After the United States Presidential Election of 2016, there was an investigation into the alleged use of social media by foreign governments to intervene in the election. The survey shows that there are obvious loopholes in Facebook's management of user data, allowing a company called Cambridge Analytics to obtain huge amounts of user data and accurately deliver political advertisements, which can ultimately affect the behavior of users.

The U.S. own case shows that no sovereign country can allow its political security to be exposed as such. In terms of source code security, it is necessary to prevent trouble, strengthen management and avoid risks.

More importantly, the reason for questioning and worrying about the security of the “TikTok transaction” stems from the U.S. government's bad record in related fields.

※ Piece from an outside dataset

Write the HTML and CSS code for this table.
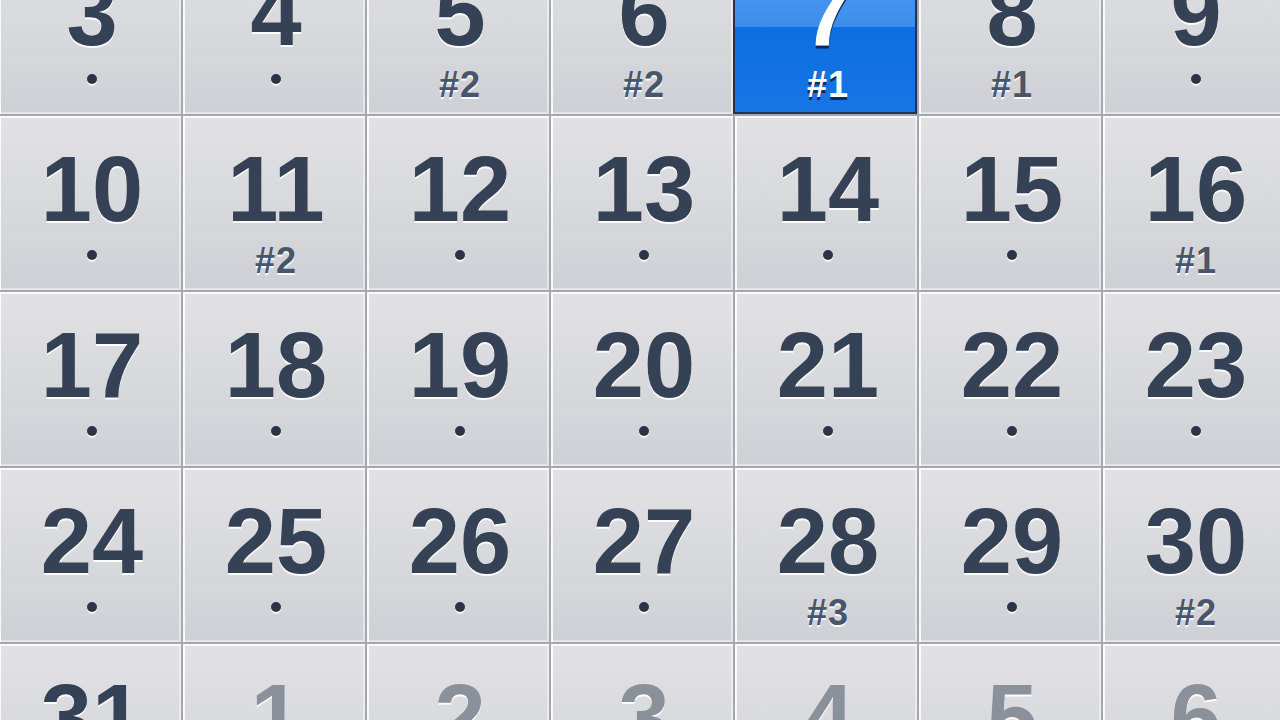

As the most typical country in cyber hegemony, the U.S. government seeks to expand its sovereignty in global cyberspace in an extremely simple and brutal way, not only disrespecting the core interests of other countries, but also unscrupulously pursuing double standards.

Based on people's anger with the U.S. government's acts over issues, such as the echelon surveillance program, PRISM surveillance program, and having forcible access to data stored by Microsoft servers in Ireland, along with the various intimidation of TikTok by the U.S. on the grounds of national security threats in the absence of substantive evidence, there is every reason to believe that this “TikTok transaction” is being conducted in a harsh environment where credibility is close to zero.

The information disclosed so far has also fully shown that the agreement for the “TikTok transaction” is based on inequality. If the forced “TikTok transaction” succeeds, potential benefits of all parties in the U.S. could be as high as hundreds of billions of dollars.

In face of such an "easy-to-earn" business, why does the U.S. still need to start a new business or finance new ventures? Why does it not act as a bandit instead to rob Chinese enterprises?

The U.S government and American enterprises should be aware that Chinese enterprises are backed by a strong country, and the "unequal treaties" cannot be signed by the U.S. as it wishes.